‘Healthy portion’ of interest-only mortgage deals remain on market

There is still a “healthy portion” of interest-only mortgages on the market for borrowers to choose from, despite the number of home loans available generally having shrunk back sharply, analysis has found.

Interest-only mortgages allow borrowers to pay off the original amount borrowed only when the loan comes to an end. In the meantime, they just pay off the interest.

This means monthly payments will be lower than on a repayment mortgage – which could help those whose finances have been hit by coronavirus.

But lenders will have strict criteria in place for those who want to take out a deal. Borrowers will be expected to have a plan in place to pay off the capital at the end of the loan and they will often need a hefty deposit.

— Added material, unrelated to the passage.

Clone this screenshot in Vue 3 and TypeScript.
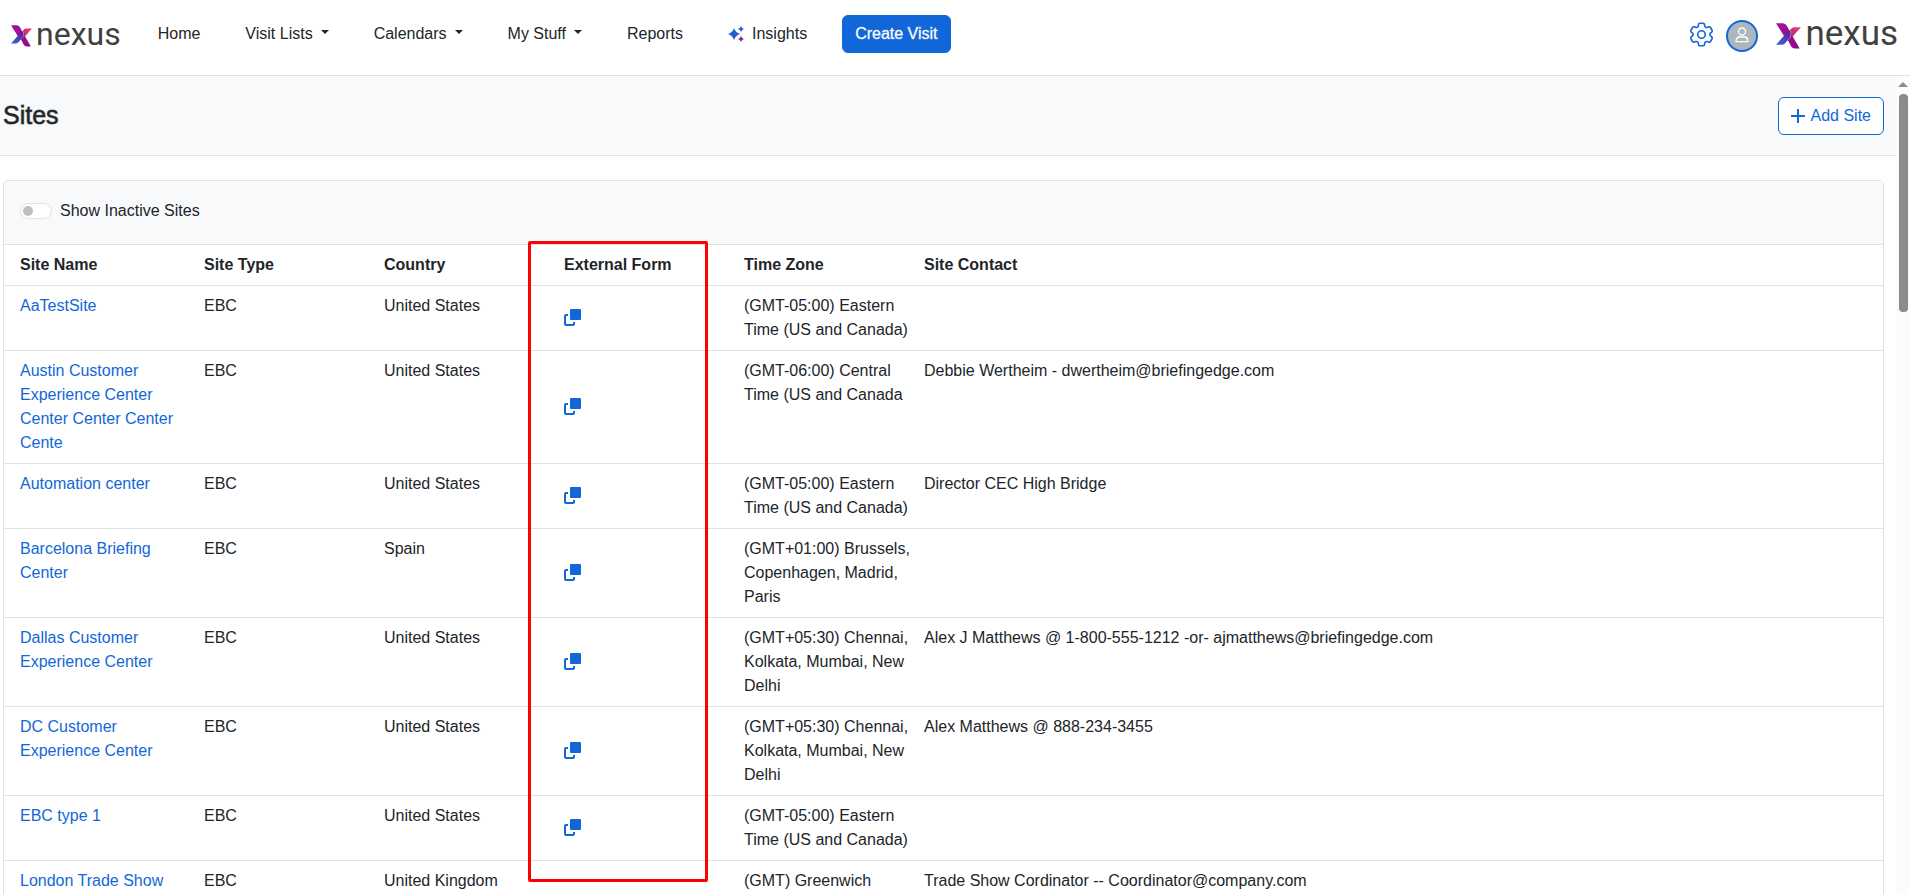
<script setup lang="ts">
import { ref } from 'vue'

interface NavItem {
  label: string
  menu?: boolean
  sparkle?: boolean
}

interface Site {
  name: string
  country: string
  zone: string
  contact: string
}

const navItems: NavItem[] = [
  { label: 'Home' },
  { label: 'Visit Lists', menu: true },
  { label: 'Calendars', menu: true },
  { label: 'My Stuff', menu: true },
  { label: 'Reports' },
  { label: 'Insights', sparkle: true },
]

const columns = ['Site Name', 'Site Type', 'Country', 'External Form', 'Time Zone', 'Site Contact']

const sites: Site[] = [
  { name: 'AaTestSite', country: 'United States', zone: '(GMT-05:00) Eastern Time (US and Canada)', contact: '' },
  { name: 'Austin Customer Experience Center Center Center Center Cente', country: 'United States', zone: '(GMT-06:00) Central Time (US and Canada', contact: 'Debbie Wertheim - dwertheim@briefingedge.com' },
  { name: 'Automation center', country: 'United States', zone: '(GMT-05:00) Eastern Time (US and Canada)', contact: 'Director CEC High Bridge' },
  { name: 'Barcelona Briefing Center', country: 'Spain', zone: '(GMT+01:00) Brussels, Copenhagen, Madrid, Paris', contact: '' },
  { name: 'Dallas Customer Experience Center', country: 'United States', zone: '(GMT+05:30) Chennai, Kolkata, Mumbai, New Delhi', contact: 'Alex J Matthews @ 1-800-555-1212 -or- ajmatthews@briefingedge.com' },
  { name: 'DC Customer Experience Center', country: 'United States', zone: '(GMT+05:30) Chennai, Kolkata, Mumbai, New Delhi', contact: 'Alex Matthews @ 888-234-3455' },
  { name: 'EBC type 1', country: 'United States', zone: '(GMT-05:00) Eastern Time (US and Canada)', contact: '' },
  { name: 'London Trade Show', country: 'United Kingdom', zone: '(GMT) Greenwich', contact: 'Trade Show Cordinator -- Coordinator@company.com' },
]

const showInactive = ref(false)
</script>

<template>
  <div class="app">
    <svg class="defs" aria-hidden="true">
      <defs>
        <linearGradient id="arm-main" x1="0" y1="0" x2="1" y2="1">
          <stop offset="0" stop-color="#a3129a" />
          <stop offset="1" stop-color="#94038c" />
        </linearGradient>
        <linearGradient id="arm-blue" x1="0" y1="1" x2="1" y2="0">
          <stop offset="0" stop-color="#2a6be0" />
          <stop offset="0.5" stop-color="#5040b8" />
          <stop offset="1" stop-color="#5b1c80" />
        </linearGradient>
        <linearGradient id="arm-pink" x1="1" y1="0" x2="0" y2="1">
          <stop offset="0" stop-color="#f0406c" />
          <stop offset="1" stop-color="#9c1690" />
        </linearGradient>
        <linearGradient id="sparkle" gradientUnits="userSpaceOnUse" x1="4" y1="4" x2="15" y2="15">
          <stop offset="0.2" stop-color="#1267d8" />
          <stop offset="0.9" stop-color="#8a1aa0" />
        </linearGradient>
        <symbol id="mark" viewBox="0 0 74 76">
          <path d="M74 12H54Q48 12 44 17L31 34L38 52Z" fill="url(#arm-pink)" />
          <path d="M0 0H20Q28 0 32 8L44 30L70 75H55Q49 75 45 69L33 46L25 40Z" fill="url(#arm-main)" />
          <path d="M0 64L39 20Q48 34 39 46L26 60Q22 64 17 64Z" fill="url(#arm-blue)" />
          <path d="M35 50Q48 40 43 22" fill="none" stroke="#d59ad8" stroke-width="2" />
        </symbol>
        <symbol id="copy" viewBox="0 0 17 17">
          <rect x="6" y="0" width="11" height="11" rx="1" />
          <path d="M4 5H2Q0 5 0 7V15Q0 17 2 17H9Q11 17 11 15V13H9V15H2V7H4Z" />
        </symbol>
      </defs>
    </svg>

    <header class="topbar">
      <a class="brand" href="#" aria-label="nexus">
        <svg class="mark"><use href="#mark" /></svg>
        <span>nexus</span>
      </a>
      <nav class="nav">
        <a v-for="item in navItems" :key="item.label" href="#" class="nav-link">
          <svg v-if="item.sparkle" class="sparkle" viewBox="0 0 16 16" fill="url(#sparkle)">
            <path d="M6 2Q7.400 6.600 12 8Q7.400 9.400 6 14Q4.600 9.400 0 8Q4.600 6.600 6 2Z" />
            <path d="M13 0Q13.700 2.300 16 3Q13.700 3.700 13 6Q12.300 3.700 10 3Q12.300 2.300 13 0Z" />
            <path d="M13 10Q13.700 12.300 16 13Q13.700 13.700 13 16Q12.300 13.700 10 13Q12.300 12.300 13 10Z" />
          </svg>
          <span>{{ item.label }}</span>
          <span v-if="item.menu" class="caret"></span>
        </a>
      </nav>
      <button class="btn primary" type="button">Create Visit</button>
      <div class="account">
        <button class="icon-btn" type="button" aria-label="Settings">
          <svg class="gear" viewBox="2 2 20 20" fill="none" stroke="currentColor" stroke-width="1.3" stroke-linejoin="round">
            <path d="M9.594 3.94c.09-.542.56-.94 1.11-.94h2.593c.55 0 1.02.398 1.11.94l.213 1.281c.063.374.313.686.645.87.074.04.147.083.22.127.325.196.72.257 1.075.124l1.217-.456a1.125 1.125 0 0 1 1.37.49l1.296 2.247a1.125 1.125 0 0 1-.26 1.431l-1.003.827c-.293.241-.438.613-.43.992a7.723 7.723 0 0 1 0 .255c-.008.378.137.75.43.991l1.004.827c.424.35.534.955.26 1.43l-1.298 2.247a1.125 1.125 0 0 1-1.369.491l-1.217-.456c-.355-.133-.75-.072-1.076.124a6.47 6.47 0 0 1-.22.128c-.331.183-.581.495-.644.869l-.213 1.281c-.09.543-.56.94-1.11.94h-2.594c-.55 0-1.019-.398-1.11-.94l-.213-1.281c-.062-.374-.312-.686-.644-.87a6.52 6.52 0 0 1-.22-.127c-.325-.196-.72-.257-1.076-.124l-1.217.456a1.125 1.125 0 0 1-1.369-.49l-1.297-2.247a1.125 1.125 0 0 1 .26-1.431l1.004-.827c.292-.24.437-.613.43-.991a6.932 6.932 0 0 1 0-.255c.007-.38-.138-.751-.43-.992l-1.004-.827a1.125 1.125 0 0 1-.26-1.43l1.297-2.247a1.125 1.125 0 0 1 1.37-.491l1.216.456c.356.133.751.072 1.076-.124.072-.044.146-.086.22-.128.332-.183.582-.495.644-.869l.214-1.28Z" />
            <circle cx="12" cy="12" r="3" />
          </svg>
        </button>
        <button class="avatar" type="button" aria-label="Profile">
          <svg viewBox="0 0 14 16" fill="none" stroke="#fff" stroke-width="1.3">
            <circle cx="7" cy="4.500" r="3.500" />
            <path d="M1 14.700Q1 10 5 10H9Q13 10 13 14.700Z" stroke-linejoin="round" />
          </svg>
        </button>
        <a class="brand large" href="#" aria-label="nexus">
          <svg class="mark"><use href="#mark" /></svg>
          <span>nexus</span>
        </a>
      </div>
    </header>

    <div class="body">
      <main class="content">
        <div class="title-bar">
          <h1>Sites</h1>
          <button class="btn outline" type="button">
            <svg class="plus" viewBox="0 0 14 14" stroke="currentColor" stroke-width="2"><path d="M7 0V14M0 7H14" /></svg>
            Add Site
          </button>
        </div>

        <section class="card">
          <div class="card-head">
            <input id="inactive" v-model="showInactive" class="switch" type="checkbox" role="switch" />
            <label for="inactive">Show Inactive Sites</label>
          </div>
          <table>
            <colgroup>
              <col class="col-name" />
              <col v-for="n in 4" :key="n" class="col-mid" />
              <col />
            </colgroup>
            <thead>
              <tr>
                <th v-for="c in columns" :key="c" scope="col">{{ c }}</th>
              </tr>
            </thead>
            <tbody>
              <tr v-for="s in sites" :key="s.name">
                <td><a href="#">{{ s.name }}</a></td>
                <td>EBC</td>
                <td>{{ s.country }}</td>
                <td class="form-cell">
                  <button class="icon-btn" type="button" :aria-label="'Copy form link for ' + s.name">
                    <svg class="copy" fill="currentColor"><use href="#copy" /></svg>
                  </button>
                </td>
                <td class="zone-cell">{{ s.zone }}</td>
                <td>{{ s.contact }}</td>
              </tr>
            </tbody>
          </table>
          <div class="highlight"></div>
        </section>
      </main>
      <div class="scrollbar" aria-hidden="true">
        <div class="arrow"></div>
        <div class="thumb"></div>
      </div>
    </div>
  </div>
</template>

<style>
body {
  margin: 0;
  background: #fff;
}
</style>

<style scoped>
* {
  box-sizing: border-box;
}
.app {
  display: flex;
  flex-direction: column;
  height: 100vh;
  overflow: hidden;
  font: 16px/24px "Liberation Sans", Arial, sans-serif;
  color: #212529;
}
.defs {
  position: absolute;
  width: 0;
  height: 0;
}
a {
  color: #1267d8;
  text-decoration: none;
}
button {
  font: inherit;
  cursor: pointer;
}
.topbar {
  display: flex;
  flex: none;
  align-items: center;
  height: 76px;
  padding: 0 12px 8px 11px;
  border-bottom: 1px solid #dee2e6;
}
.brand {
  display: flex;
  align-items: center;
  gap: 4px;
  font: 32px/32px Roboto, sans-serif;
  color: #414141;
}
.brand .mark {
  width: 21px;
  height: 22px;
  margin-top: 4px;
}
.brand.large {
  gap: 4px;
  font-size: 35px;
}
.brand.large .mark {
  width: 25px;
  height: 26px;
}
.nav {
  display: flex;
  gap: 45px;
  margin: 0 35px 0 37px;
}
.nav-link {
  display: flex;
  align-items: center;
  gap: 8px;
  color: #212529;
}
.caret {
  margin-bottom: 3px;
  border: 4px solid transparent;
  border-top-color: #212529;
  border-bottom: 0;
}
.sparkle {
  width: 16px;
  height: 16px;
}
.btn {
  display: flex;
  align-items: center;
  height: 38px;
  border: 1px solid #1267d8;
  border-radius: 6px;
  padding: 0 12px;
}
.btn.primary {
  background: #1267d8;
  color: #fff;
  -webkit-text-stroke: 1px rgba(255, 255, 255, 0.3);
}
.btn.outline {
  gap: 6px;
  background: #fff;
  color: #1267d8;
}
.plus {
  width: 14px;
  height: 14px;
}
.account {
  display: flex;
  align-items: center;
  gap: 12px;
  margin-left: auto;
}
.icon-btn {
  display: block;
  padding: 0;
  border: 0;
  background: none;
  color: #1267d8;
}
.gear {
  display: block;
  width: 25px;
  height: 25px;
  margin-top: 2px;
}
.avatar {
  display: flex;
  align-items: center;
  justify-content: center;
  width: 32px;
  height: 32px;
  margin: 4px 6px 0 0;
  padding: 0;
  border: 2px solid #1267d8;
  border-radius: 50%;
  background: #adb5bd;
}
.avatar svg {
  width: 14px;
  height: 16px;
  margin-bottom: 2px;
}
.body {
  display: flex;
  flex: 1;
  min-height: 0;
}
.content {
  flex: 1;
  min-width: 0;
  overflow: hidden;
}
.title-bar {
  display: flex;
  align-items: center;
  justify-content: space-between;
  height: 80px;
  padding: 0 12px 0 3px;
  border-bottom: 1px solid #dee2e6;
  background: #f8f9fb;
}
h1 {
  margin: 0;
  padding-bottom: 2px;
  font-size: 25px;
  line-height: 28px;
  font-weight: 400;
  -webkit-text-stroke: 1px rgba(33, 37, 41, 0.6);
}
.card {
  position: relative;
  margin: 24px 12px 0 3px;
  border: 1px solid #dee2e6;
  border-radius: 4px;
}
.card-head {
  display: flex;
  align-items: center;
  gap: 8px;
  height: 64px;
  padding: 0 16px 4px;
  border-bottom: 1px solid #dee2e6;
  background: #f8f9fb;
}
.switch {
  display: flex;
  align-items: center;
  appearance: none;
  width: 32px;
  height: 16px;
  margin: 0;
  padding: 0 2px;
  border: 1px solid #dee2e6;
  border-radius: 8px;
  background: #fff;
}
.switch::before {
  content: "";
  width: 10px;
  height: 10px;
  border-radius: 50%;
  background: #bfbfbf;
}
.switch:checked {
  justify-content: flex-end;
}
table {
  width: 100%;
  table-layout: fixed;
  border-collapse: separate;
  border-spacing: 0;
}
.col-name {
  width: 192px;
}
.col-mid {
  width: 180px;
}
th,
td {
  padding: 8px;
  border-bottom: 1px solid #dee2e6;
  text-align: left;
  vertical-align: top;
}
th:first-child,
td:first-child {
  padding-left: 16px;
}
.form-cell {
  vertical-align: middle;
}
.form-cell .icon-btn {
  margin-bottom: 2px;
}
.zone-cell {
  padding-right: 0;
}
tbody tr:last-child td {
  height: 89px;
}
.copy {
  display: block;
  width: 17px;
  height: 17px;
}
.highlight {
  position: absolute;
  top: 60px;
  left: 524px;
  width: 180px;
  height: 641px;
  border: 3px solid #f00;
  border-radius: 2px;
  pointer-events: none;
}
.scrollbar {
  display: flex;
  flex-direction: column;
  align-items: center;
  gap: 7px;
  width: 14px;
  padding-top: 6px;
  background: #fcfcfc;
}
.arrow {
  border: 5px solid transparent;
  border-top: 0;
  border-bottom-color: #8b8b8b;
}
.thumb {
  width: 9px;
  height: 218px;
  border-radius: 4px;
  background: #8b8b8b;
}
</style>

Interest-only loans generally have become thinner on the ground in recent years than they once were, as after the last financial crisis it emerged that many borrowers had deals in place with no obvious way of eventually repaying the debt. There was a clampdown on interest-only mortgage lending and toughened rules were introduced.

Financial information website Moneyfacts.co.uk said most mortgages on the market now allow an interest-only option as an alternative to capital and interest repayments, but pure interest-only mortgages remain a niche area of the market.

Analysis from Moneyfacts.co.uk found there were 77 purely interest-only mortgage products on the market in July, down from 118 in March.

In total, 1,666 mortgage deals on the market in July offer an interest-only option, down from 2,533 in March.

Across mortgage products generally, the number of deals in July was around half the levels seen in March, with 2,728 residential deals now to choose from, compared with 5,231 in March.

Rachel Springall, a finance expert at Moneyfacts.co.uk, said: “The nosedive in the number of residential mortgage products has been as clear as day, with higher loan-to-value options taking a huge hit, but there still remains a healthy portion of deals for borrowers who may wish to take advantage of an interest-only repayment.”

She continued: “An interest-only mortgage could be a viable option for borrowers who have suffered financially as a result of the coronavirus pandemic.

“Borrowers may well be seeking ways to reduce their monthly expenses, and an interest-only mortgage could do just that. However it is usually required for there to be a credible repayment plan in place which can entail additional monthly costs or outgoings.

“It is crucial then for borrowers to seek out independent financial advice to ensure it is the right option for them.

“The number of pure interest-only mortgages designed for specific types of borrowers remains limited… there are more checks in place today thanks to the Mortgage Market Review (MMR).”

Ms Springall added: “As borrowers come off mortgage payment holidays, more consumers could be debating an interest-only option – and using an independent financial adviser is a wise choice to find the most appropriate deal during these challenging times.”